In discussing, for instance, the Los Angeles-based Museum of Tolerance (the Simon Wiesenthal Center’s Holocaust museum), he says that “by situating the Holocaust within a historical framework that includes such quintessentially American experiences as the Los Angeles riots and the struggle for black civil rights, both of which are prominently illustrated, the Museum of Tolerance relativizes the catastrophe brought on by Naziism in a radical way. America’s social problems, for all their gravity, are not genocidal in character and simply do not resemble the persecution and systematic slaughter of European Jews during World War II.” It’s a critique I first saw articulated by Jonathan Rosen in a 1993 New York Times op-ed called “The Misguided Holocaust Museum” back when the museum on the Mall was first opening. At first I was surprised, but then I was persuaded, at least to a certain extent, by Rosen’s impassioned dissent from the conventional wisdom.

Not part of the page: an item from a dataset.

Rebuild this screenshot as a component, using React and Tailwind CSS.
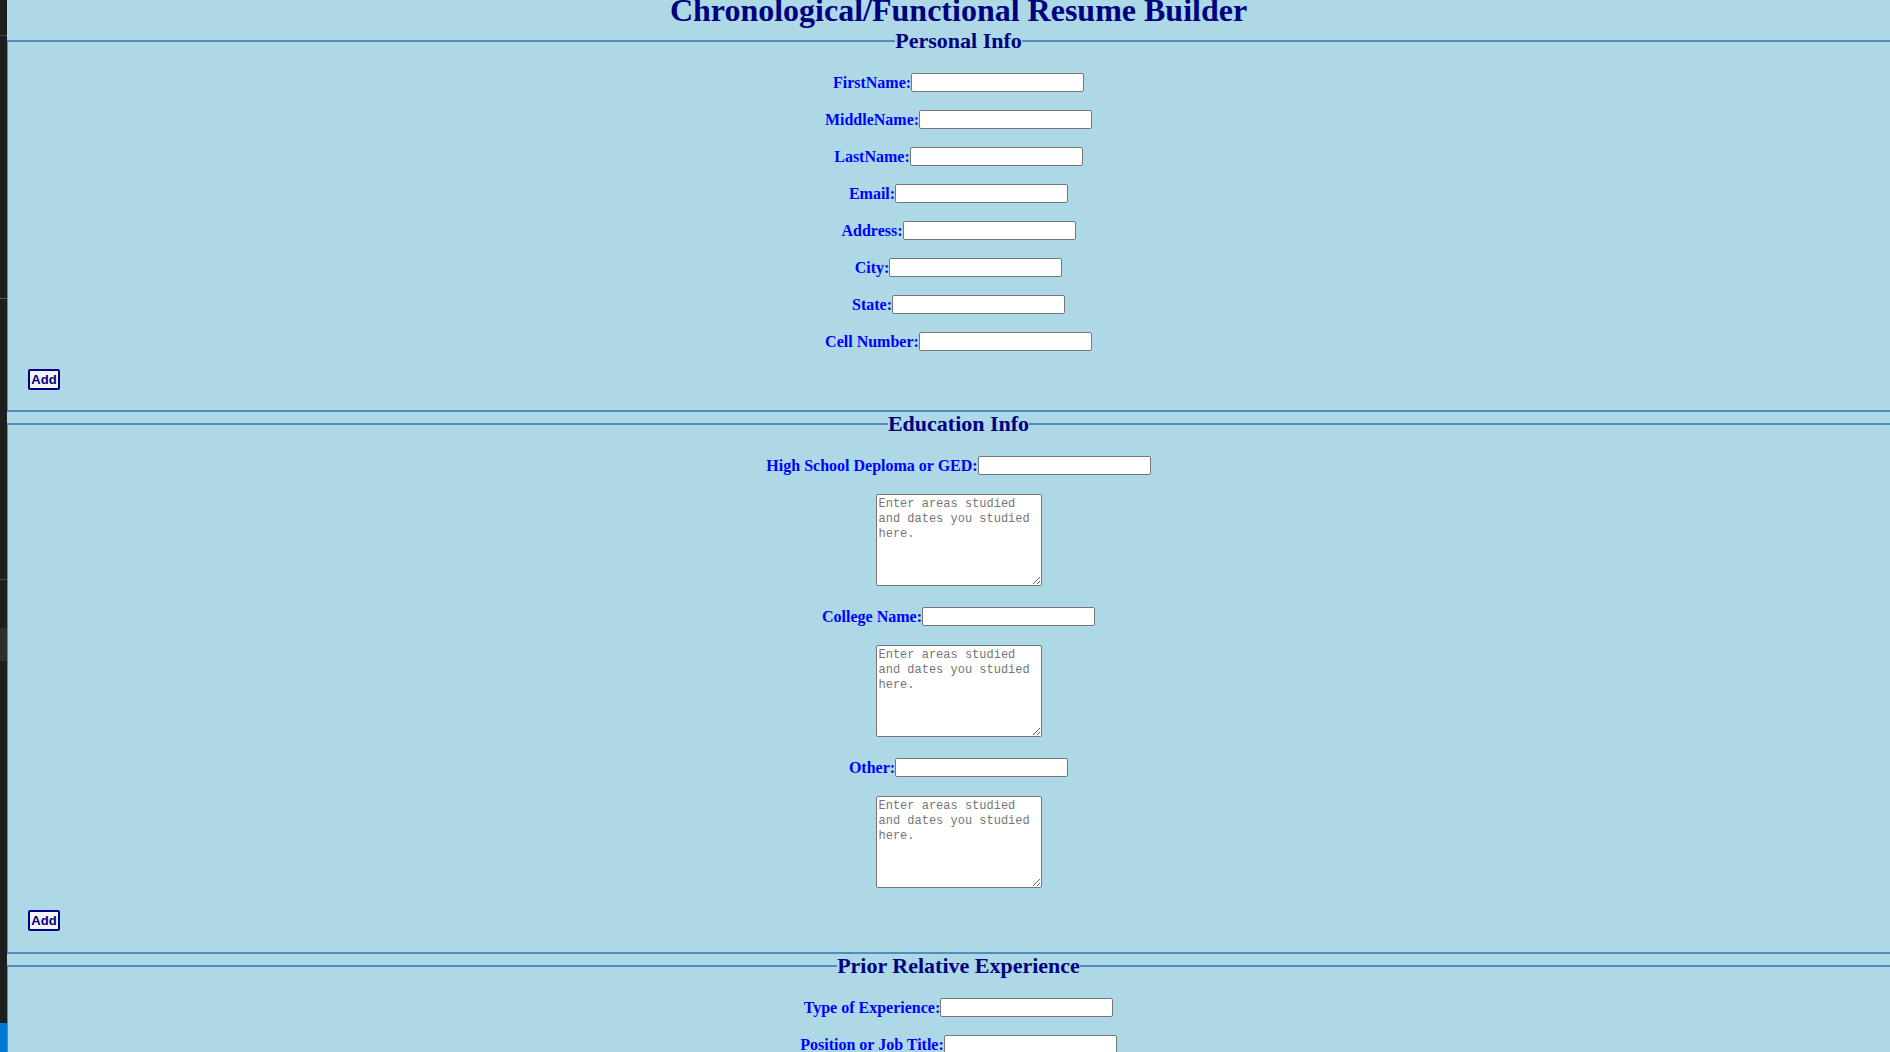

And of course there is the difficult question of how one compares such tragedies. Why not a Cambodian genocide museum? In what ways are the Cambodian, the Armenian, and the Rwandan genocides similar and different from the Nazi genocide? If the Rodney King riots do not deserve being placed on the same plane shouldn’t the casualties of slavery in America, an institution that killed the bodies and murdered the souls of those who survived, count just as much?

There’s an argument that it’s a politically savvy heuristic strategy to unite with other sufferers against the murderous haters rather than set our suffering apart. And Jews have a strong record of concern for the sufferings of others. Solidarity! But Rosenfeld is on a mission not to allow the differences of the identity of the Jewish victims to disappear, and he is both a moral thinker and an astute cultural critic.

Rosenbaum’s argument: Hey jews, you’re letting everyone forget that it’s all about the jews.